完成したのはただの白いご飯で、おかずもありません。それでもつむぎは「うまーい!」と大喜び。それを見た公平は「食」の大切さに気付き、「おいしいもの、これからは父さんが作るから」とつむぎと約束。それまでは外食やお弁当に頼っていましたが、ここから料理を頑張る日々が始まります。公平とつむぎ、小鳥が一緒に楽しく料理をし、食事をしている様子に、見ているこちらまで心が温まります。
●言葉がなくても伝わる。“夕焼けトンビ”とミコチの思い出の味「ミネストローネ」
ふたつめは、『ハクメイとミコチ』(樫木祐人/KADOKAWA)から。森のなかで二人暮らしをしている身長9㎝の女の子・ハクメイとミコチの物語です。ミコチはハクメイと暮らし始める前、白い鳥にカフーという名前をつけて飼っていました。そのカフーの好物が、ミコチが作る「ミネストローネ」。しかしカフーは、ある時から急に姿を見せなくなってしまいます。
10年後、真っ赤で大きい“夕焼けトンビ”と呼ばれる鳥が願いを叶えてくれると話題になっていて、その夕焼けトンビが目撃されたという情報が。好奇心旺盛なハクメイは「今からそいつを捕まえにいく」と言い出し、ふたりは目撃された場所まで向かうことに。向かった先で出会ったのは――なんと大きく成長したカフー!
カフーはミコチが持参していたミネストローネを飲み干し、ふたりを背中に乗せてミコチの家まで運びます。そして追加で鍋いっぱいのミネストローネを食べ、去っていきました。カフーとミコチは言葉を交わすことはありませんが、ミコチの「また気まぐれにミネストローネを食べにくるでしょ」という言葉から、ミネストローネでつながる絆の深さが感じられます。

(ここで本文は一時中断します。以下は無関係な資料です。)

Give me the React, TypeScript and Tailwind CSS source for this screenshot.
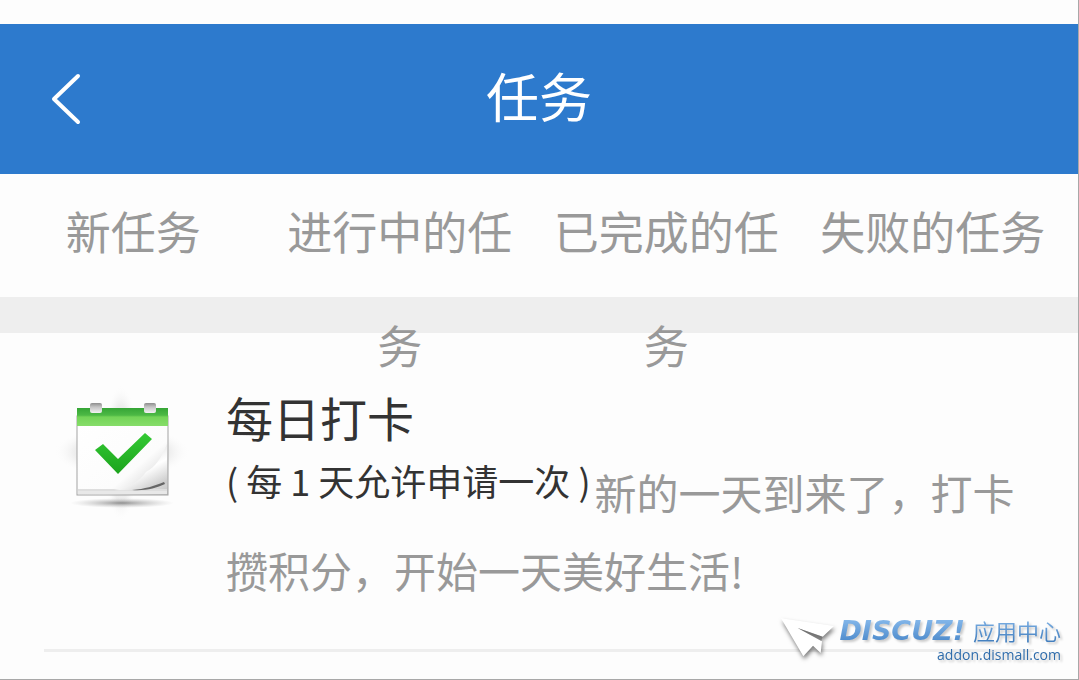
import React from 'react';

const tabs = ['新任务', '进行中的任务', '已完成的任务', '失败的任务'];

const BackIcon = () => (
  <svg className="h-14 w-8" viewBox="0 0 32 56" fill="none" aria-hidden="true">
    <path d="M29 5 L5 28 L29 51" stroke="#fff" strokeWidth="4" strokeLinecap="round" strokeLinejoin="round" />
  </svg>
);

// Calendar page with a green header, two rings and a curled corner
const CalendarIcon = () => (
  <svg className="h-[136px] w-[136px]" viewBox="0 0 136 136" aria-hidden="true">
    <defs>
      <linearGradient id="calHead" x1="0" y1="0" x2="0" y2="1">
        <stop offset="0" stopColor="#35a536" />
        <stop offset="0.4" stopColor="#4db945" />
        <stop offset="0.5" stopColor="#74d458" />
        <stop offset="1" stopColor="#86dd69" />
      </linearGradient>
      <linearGradient id="calPage" x1="0" y1="0" x2="1" y2="1">
        <stop offset="0" stopColor="#fff" />
        <stop offset="0.65" stopColor="#fcfcfc" />
        <stop offset="1" stopColor="#c4c4c4" />
      </linearGradient>
      <linearGradient id="calCheck" x1="0" y1="0" x2="0" y2="1">
        <stop offset="0" stopColor="#34ca34" />
        <stop offset="1" stopColor="#1ca31d" />
      </linearGradient>
      <linearGradient id="calRing" x1="0" y1="0" x2="0" y2="1">
        <stop offset="0" stopColor="#8d8d8d" />
        <stop offset="0.4" stopColor="#c4c4c4" />
        <stop offset="1" stopColor="#f2f2f2" />
      </linearGradient>
      <radialGradient id="calGlow">
        <stop offset="0" stopColor="#999" stopOpacity="0.4" />
        <stop offset="0.7" stopColor="#aaa" stopOpacity="0.18" />
        <stop offset="1" stopColor="#fff" stopOpacity="0" />
      </radialGradient>
      <radialGradient id="calFloor">
        <stop offset="0" stopColor="#666" stopOpacity="0.7" />
        <stop offset="1" stopColor="#aaa" stopOpacity="0" />
      </radialGradient>
      <linearGradient id="calCurl" x1="0.3" y1="0.2" x2="0.8" y2="1">
        <stop offset="0" stopColor="#dcdcdc" />
        <stop offset="0.5" stopColor="#fff" />
        <stop offset="1" stopColor="#c4c4c4" />
      </linearGradient>
    </defs>
    <ellipse cx="68" cy="66" rx="68" ry="26" fill="url(#calGlow)" />
    <ellipse cx="67" cy="67" rx="18" ry="68" fill="url(#calGlow)" />
    <ellipse cx="68" cy="117" rx="52" ry="5" fill="url(#calFloor)" />
    <rect x="23" y="30" width="91" height="79" fill="url(#calPage)" stroke="#a3a3a3" />
    <path d="M24 104h89" stroke="#dedede" strokeWidth="2" />
    <path d="M60 104c15-2 26-9 32-18 9-5 15-13 21-28v39c-14 6-34 8-53 7z" fill="url(#calCurl)" />
    <path d="M78 104c13-1 22-4 32-8l1 2c-9 4-19 7-33 6z" fill="#666" />
    <rect x="24" y="105" width="89" height="3" fill="#e8e8e8" />
    <rect x="23" y="22" width="91" height="18" fill="url(#calHead)" />
    <rect x="36" y="17" width="12" height="10" rx="2" fill="url(#calRing)" />
    <rect x="90" y="17" width="12" height="10" rx="2" fill="url(#calRing)" />
    <path d="M41 64 L49 58 L64 73 L91 47 L98 53 L64 88 Z" fill="url(#calCheck)" />
  </svg>
);

const PlaneIcon = () => (
  <svg className="h-12 w-15 shrink-0 drop-shadow-[1px_3px_2px_rgba(0,0,0,0.5)]" viewBox="32 52 180 144" aria-hidden="true">
    <path d="M38 62 L197 85 L163 117 L88 91 L161 131 L157 166 L134 144 L105 176 Z" fill="#fff" />
    <path d="M88 91 L163 117 L159 130 Z" fill="#555" fillOpacity="0.45" />
  </svg>
);

const Watermark = () => (
  <a
    href="#addon"
    className="absolute right-[17px] bottom-4 z-20 flex items-start font-['Open_Sans','Noto_Sans_CJK_SC',sans-serif]"
  >
    <PlaneIcon />
    <span className="flex flex-col items-end">
      <span className="flex items-center drop-shadow-[2px_2px_1px_rgba(0,0,0,0.2)]">
        <span className="bg-linear-to-b from-[#8fc0f0] to-[#3f80c4] bg-clip-text pr-2 font-['DejaVu_Sans',sans-serif] text-[27px] leading-8 font-bold text-transparent italic">
          DISCUZ!
        </span>
        <span className="bg-linear-to-b from-[#83b5e8] to-[#3977b8] bg-clip-text text-[22px] leading-7 text-transparent">
          应用中心
        </span>
      </span>
      <span className="text-[14px] leading-4 text-[#2f6cab] drop-shadow-[2px_2px_1px_rgba(0,0,0,0.2)]">
        addon.dismall.com
      </span>
    </span>
  </a>
);

const App: React.FC = () => {
  return (
    <div className="relative min-h-screen border-r border-b border-[#a8a8a8] bg-[#fdfdfd] pt-6 font-['Noto_Sans_CJK_SC',sans-serif]">
      <header className="grid h-[150px] grid-cols-[1fr_auto_1fr] items-center bg-[#2d7acd] px-[49px] text-white">
        <button type="button" aria-label="返回" className="justify-self-start">
          <BackIcon />
        </button>
        <h1 className="pb-2 text-[53px] leading-none">任务</h1>
      </header>

      {/* Long labels wrap and run over the section below */}
      <nav className="relative z-10 grid h-[123px] grid-cols-4 pr-3 text-center text-[45px] leading-[114px] text-[#999]">
        {tabs.map((tab) => (
          <a key={tab} href="#task">
            {tab}
          </a>
        ))}
      </nav>

      <main className="border-t-[36px] border-[#eee]">
        <ul className="px-11">
          <li className="flex border-b-3 border-[#eee] pt-12 pb-10">
            <div className="w-[182px] shrink-0 pt-[5px] pl-[10px]">
              <CalendarIcon />
            </div>
            <div className="flex-1">
              <h2 className="text-[47px] leading-[72px] text-[#333]">每日打卡</h2>
              <p className="text-[42px] leading-[78px] text-[#999]">
                <span className="mr-1 align-[14px] text-[36px] leading-none text-[#333]">( 每 1 天允许申请一次 )</span>
                新的一天到来了，打卡攒积分，开始一天美好生活!
              </p>
            </div>
          </li>
        </ul>
      </main>

      <Watermark />
    </div>
  );
};

export default App;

いつまでも同じじゃない。今の自分を見てほしい…そんな思いに応えたごはん
●チキンライスが好きだったのはいつ? 反抗期の息子と母親をつないだ「ピタパン」
最後は、『あさめしまえ』(北駒生/講談社)から。主人公は、子供の頃に食堂「アサメシマエ」の朝ごはんに救われた日高元。大人になり、閉店が決まっていた「アサメシマエ」を継いだ日高は、食堂を訪れる人たちの心を「料理」を通して救っていきます。そのなかのひとつとして登場するのが、「ピタパン」。
アサメシマエの仕入れ先である青果店「百菜店」の息子・菜央は、反抗期真っ只中。母親がお弁当や夜食を作っても「……イラネっつってんじゃん」と食べてくれません。しかし実は、菜央には菜央の言い分が。友達は家族のために苦労しているのに、自分の親はいつまでも過保護で、お弁当や食事も子供の頃から変わらない。もっと “今の自分”を見てほしいという気持ちが、彼の態度をより反抗的なものにしていたのです。
そこで日高は、母親に「ピタパン」を作ることを提案。「息子はチキンライスが好き」という思い込みを捨てて一歩踏み出すよううながします。結果、ピタパンは大好評。今まで朝ごはんはご飯しか食べなかった父親までも変えていきます。ピタパンが、百菜店の一家に新しい風を吹かせてくれたのです。
ほかにも挙げればキリがないですが、あたたかい時間が流れるこの3作品は、読めば心が洗われること間違いなし! 心がギスギスしてきたなと感じた時は、これらの作品を読んで「思いを込めた料理」を作ってみてはいかがでしょうか? 何かが変わるきっかけになるかもしれません。